Hierarchic Scope Rules

So what are the semantic attributes of a block?

Of course, there is the code associated with the various statements, but here, we are interested in the attributes associated with the declarations in the block.

Essentially, each block establishes a set of name-attribute pairs as the environment in which each statement and declaration in that block is evaluated. When searching for the definition of a variable or other named item in a particular context, the immediately enclosing block is searched first, and then the block that encloses that one, and so on, until all enclosing blocks have been examined.

Kestrel can be compiled by a one-pass compiler, so we add one more rule: The only declarations visible from any point in the code are those that occur textually before that point.

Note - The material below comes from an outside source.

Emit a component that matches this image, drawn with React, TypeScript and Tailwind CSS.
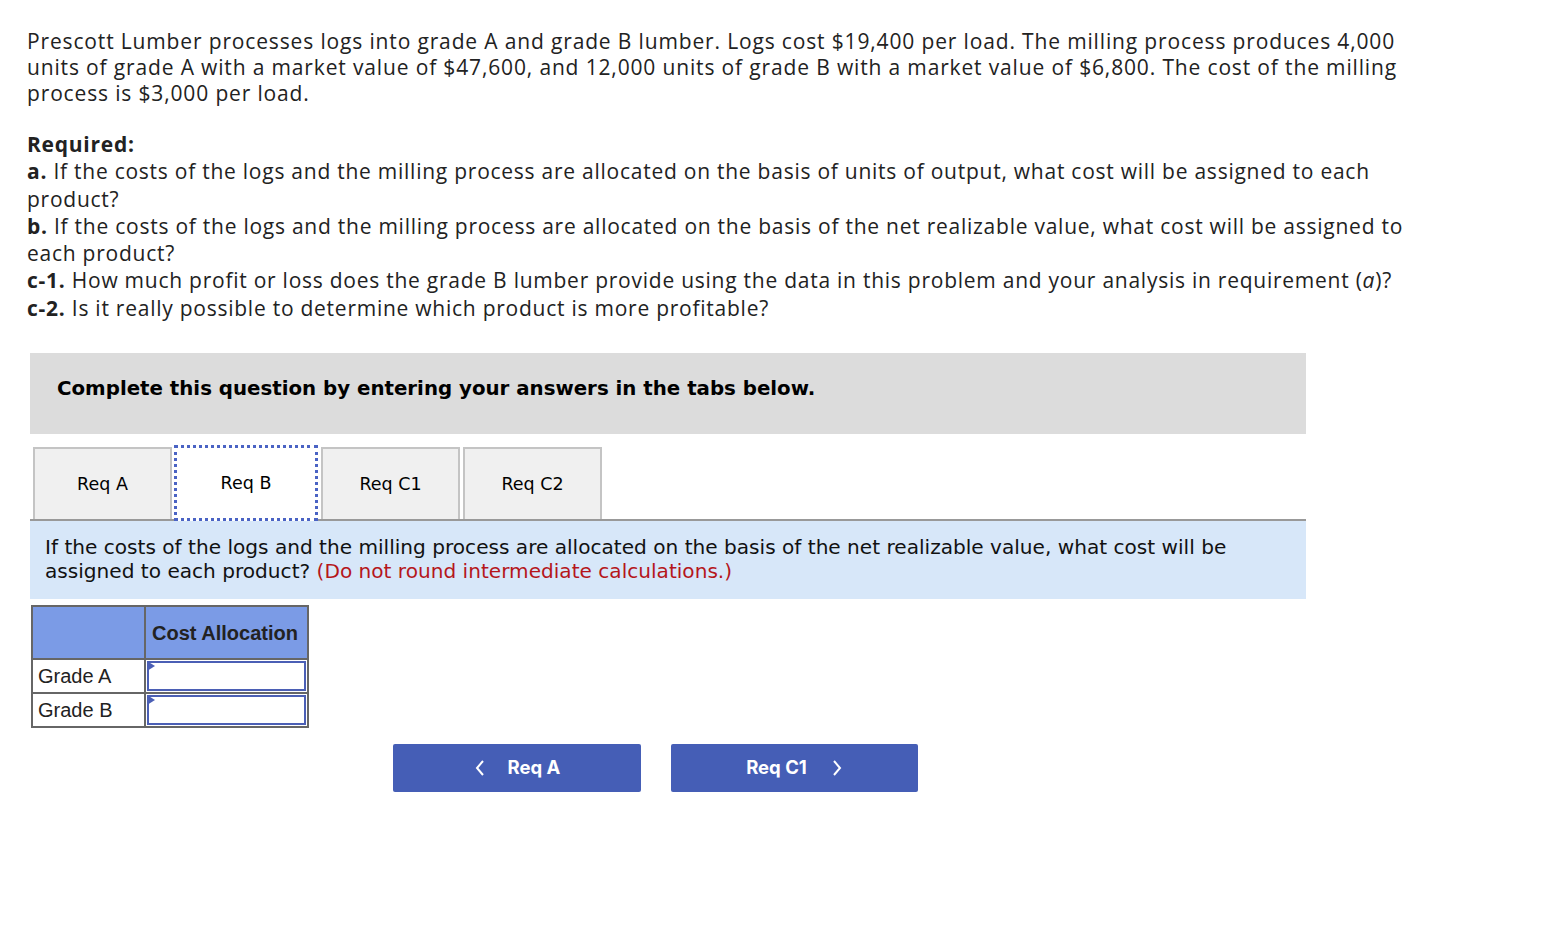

In the abstract, the above model suffices, but in the real world, it is useful to distinguish between two kinds of blocks:

Free Blocks: The blocks that are the bodies of procedures or functions and the blocks that are the bodies of records establish entirely new environments. While the hierarchic scope rules allow code within such a block to reference variables outside that block, the semantics of such references are complicated, as will be discussed in the next lecture.
Block Extensions: Blocks declared in the body of a statement extend the block enclosing that statement. In a sense, these behave like simple concatenation, but when the end of a block extension is reached, that extension is discarded. Nesting of such blocks is comparatively simple. In effect, each declaration extends the current block, but and when a block extension is discarded, the associated declarations are removed from the current block.